With the end of 2023’s awards season behind us and a new one soon to begin, the call for major Hollywood awards to degender their acting categories is getting louder. Several smaller industry awards have made the decision to degender their categories and allow nonbinary, transgender, male and female actors to compete under the broad banners of best performer and best supporting performer.

These include the Film Independent Spirit Awards, which adopted gender-neutral categories in 2022 and had eight female nominees and two male nominees compete for the best performer award and three women and seven men battle it out in the best supporting performer category. The MTV Movie & TV Awards, Gotham Awards and Berlin Film Festival awards have also eliminated gender divisions in their ceremonies, as have the Brit Awards for music and the Grammys, which have been gender-neutral for more than a decade.

These changes may be welcomed as a good start by nonbinary performers who have had to make the tough decision whether to subscribe to an anatomical gender category in which they do not place themselves for the purpose of awards; or to decline competition in protest against awards that do not recognise their gender choices.
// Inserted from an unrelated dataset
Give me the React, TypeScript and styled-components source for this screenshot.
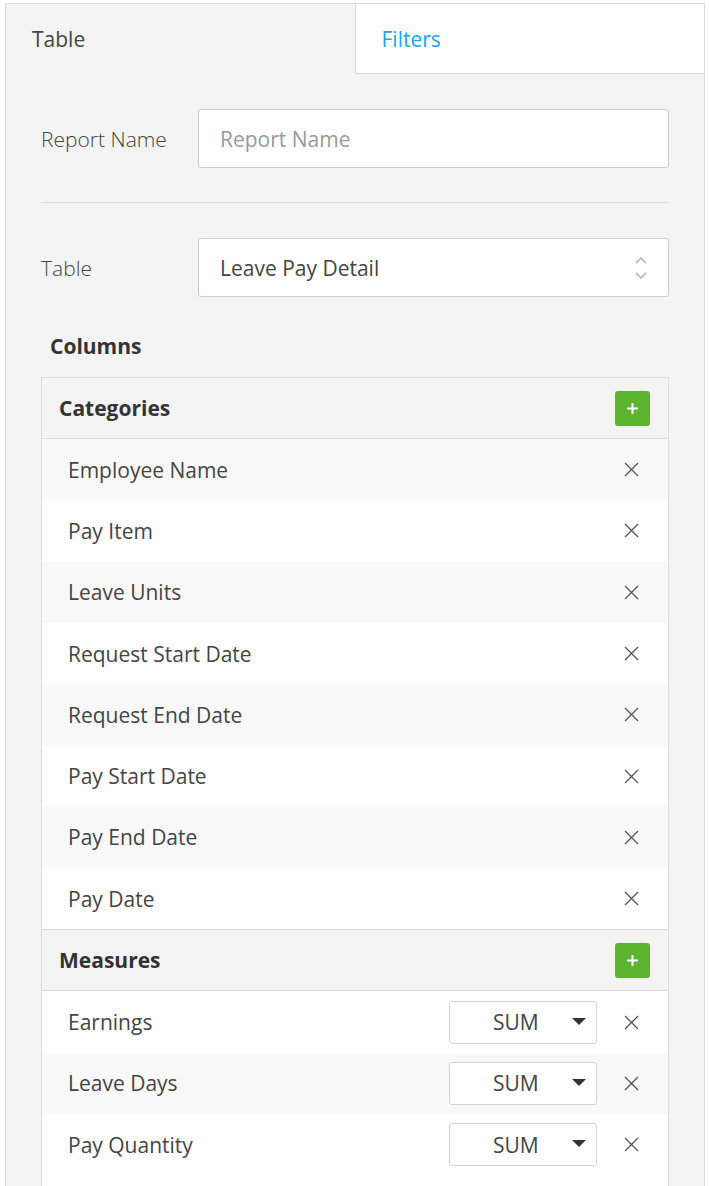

They are not, however, necessarily welcomed by all female performers in Hollywood.

Though several high-profile female performers have aligned themselves with the call for increased recognition and representation of nonbinary and trans performers, some believe the elimination of gendered categories in an industry in which representation and opportunities are still skewed towards men would mean that in an open nongendered equal playing field category, the majority of nominees would end up being men.

Even though more than 1.2-million adults identify as nonbinary in the US and the roster of performers who identify as such has definitely increased in movies and TV over the past five years, it does not seem that a separate “best nonbinary or transgender performance” category would yield enough nominees to be considered. Neither would such a separation really be very progressive in terms of the fight for recognition.

Orange is the New Black and Billions star Asia Kate Dillon is one of the first nonbinary performers to gain popular recognition for their performances and has been a strong public advocate for the collapsing of gendered categories in the Emmy Awards. In a 2017 letter written to the Television Academy, which runs the Emmys, Dillon wrote: “If the categories of ‘actor’ and ‘actress’ are in fact supposed to represent ‘best performance by a person who identifies as a woman’ and ‘best performance by a person who identifies as a man’ then there is no room for my identity within that award system binary. Furthermore, if the categories of ‘actor’ and ‘actress’ are meant to denote assigned sex I ask, respectfully, why is that necessary?”

Dillon went on to argue that historically gendered categories are evidence of sexism and patriarchy within the film and TV industry and send a message that “there is one space in which women are allowed to be, and that is in front of the camera entertaining us and certainly not creating stories”. 

The fact that only three women in history have ever won the best director Oscar seems to bear this out. But if female directors such as Sarah Polley, whose predominantly female cast in Women Talking was nominated for an Oscar in 2023, feel, “What none of us want to see is a general acting category where it ends up being all-male nominees, which I think is the fear — and that’s a genuine fear”, as she told the New York Times, then the solution to the problem may be far more complicated than simply eliminating gender from awards categories.

Ultimately the bigger question is perhaps whether, in a world where more and more people are accepting of the idea of gender as a construct, there could be a time when we all let go of your uncle’s old-fashioned ideas about men and women and begin to recognise the creative talents of humans of all creeds, preferences and colours.

That rainbow idealism may still be a little far in the future but as David Sullivan — the trans nonbinary star of the Broadway hit Juliet, who recently declined a Tony nomination in protest against the gendering of its acting awards — told Vanity Fair this week: “We’re here, we are present, and we are not going anywhere,” and neither, it seems, is this brighter burning issue.